The above code will grab my buttons DHCP requests and trigger an MQTT message. The MQTT subject will be /home/dashbuttons/last-six-MAC-digits, and will always publish a 1.

Running a test command verifies that everything is working correctly. I’ll subscribe to all topics (“#”) so I can see all the MQTT messages going by, each button press resulting in a new line:

[git:master] [2015-12-13 11:00:05] 504 ~ $ mosquitto_sub -h homeautomation.muzik.ca -t "#" -v
/home/dashbuttons/aabbcc 1
/home/dashbuttons/aabbcc 1

Attaching the button and magnetic reed switch

Attaching the button was straightfoward – a bit of tape and everything worked as expected. The final install is pictured below

OpenHAB Configuration

The final piece of the puzzle was integrating the mailbox into OpenHAB, which controls the home automation.

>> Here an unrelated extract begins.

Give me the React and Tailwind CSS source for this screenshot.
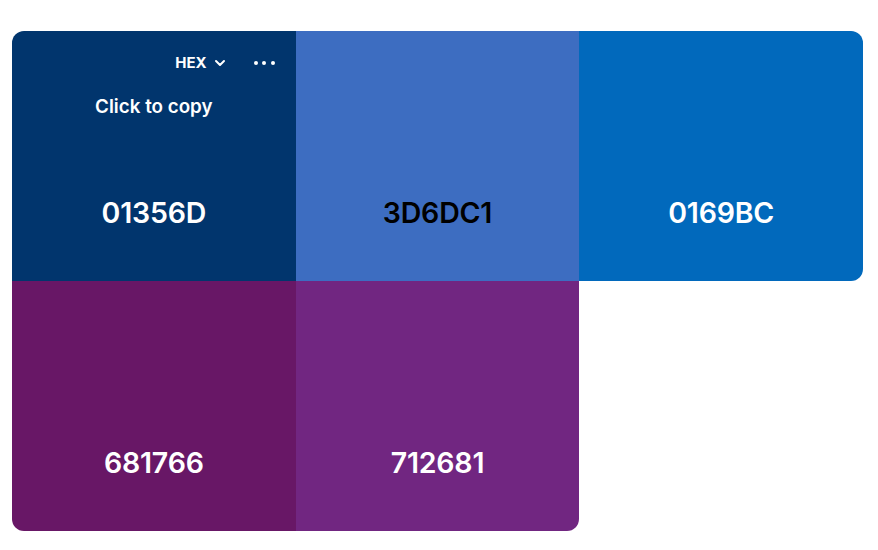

Define a new switch in items:

Switch Mailbox "Mailbox Dash" { mqtt="<[mqttmain:/home/dashbuttons/aabbcc:command:ON:1]" }

Define a new rule, which resets the mailbox status to OFF and prepares it for the next box opening:

import org.openhab.core.library.types.*
import org.openhab.core.persistence.*
import org.openhab.model.script.actions.*

rule "notify on mail"
when
  Item Mailbox changed from OFF to ON
then
  notifyMyAndroid("Mail's Here!", "Mailbox action triggered", -1)
  sendCommand(Mailbox, OFF)
end

The final goods:

Next Steps

Now that this is working, the rest will be to improve the home automation bits: I want to do presence detection with my cell phone. This way I can make a decision for the mail notification: if I’m home then blink a light, or if I’m not home, send via notifymyandroid.